Virtual dog training in the comfort of your own home

Education today is easier than ever, thanks to virtual learning. And that includes virtual dog training. No matter what you call it; virtual learning, remote training, online learning, remote learning, distance training, or distance learning, you can teleport yourself and be in front of a talented professional to gain knowledge, no matter where they live on this planet.

If there’s a skill I want to learn, I have the ability to choose the best instructor no matter where they’re located. No longer am I limited by local resources. 

Recently I’ve taken multi-session private instruction from one of my dog training colleagues in the midwest to enhance my own cooperative veterinary care skills, engaged Sarah Fisher in the United Kingdom to deliver continuing education to our team of talented trainers here in the U.S. to learn more about her Animal Centered Education (ACE), an integrated approach to animal wellbeing and education, and I’m taking old-time banjo lessons twice a month from an instructor in Massachusetts while I sit here in North Carolina—all using Zoom

Beyond a desire to learn a new skill, I have virtual wellness meetings with my healthcare provider saving me valuable time in my schedule—no driving and no gasoline expense. What’s not to love about that?

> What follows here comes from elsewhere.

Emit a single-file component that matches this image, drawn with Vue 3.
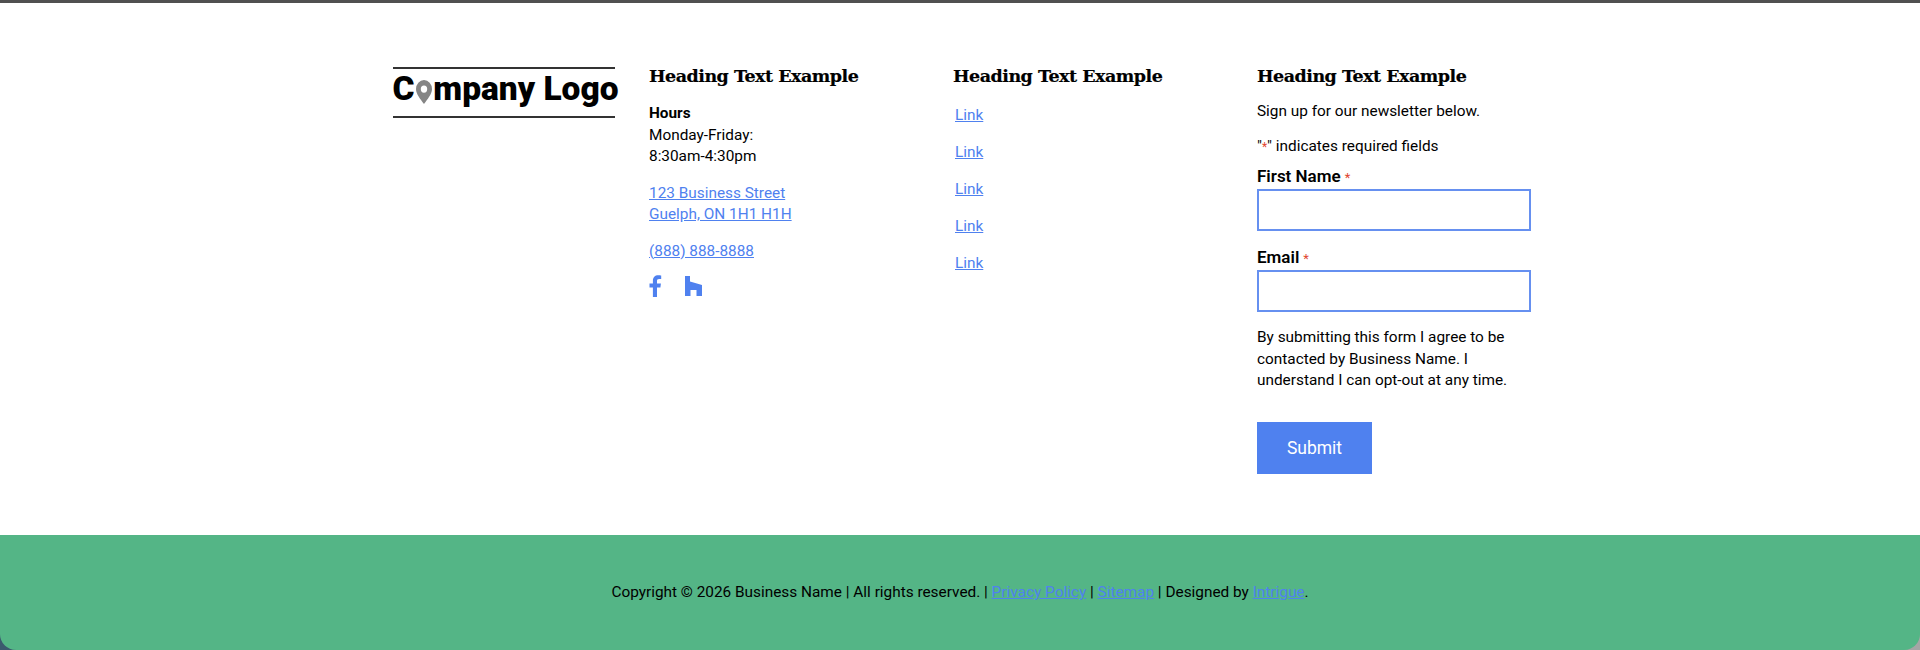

Yes, virtual learning is the norm today in nearly every industry. And effective virtual dog training or online dog training is no exception.

We’ve been working virtually with dog training clients for seven years. It’s convenient, it works, and there are benefits for both you and your dog. 

Virtual Dog Training Benefits for the Dog

How can virtual dog training benefit your dog?

Aggression and Reactivity

Many dogs exhibit some form of aggression during their life—it could be aggressive displays to other people, to other dogs, or to children. Aggression can be growling, lunging, a lip curl, or biting in an attempt to make the “scary thing” go away. 

If your dog is uncomfortable around other dogs, people, or children, the beginning work we do is without another dog, person, or child present. We don’t want the dog practicing the aggressive display. We can be “in the room” with you, and your dog would never know it. Less stress for you. Less stress for your dog. 

We also need dedicated time with the client to help them learn how our scientifically sound, humane, and effective training techniques help change a dog’s opinion about something that makes him uncomfortable so that “a scary thing” becomes a “good thing.” This is easy to do with online training.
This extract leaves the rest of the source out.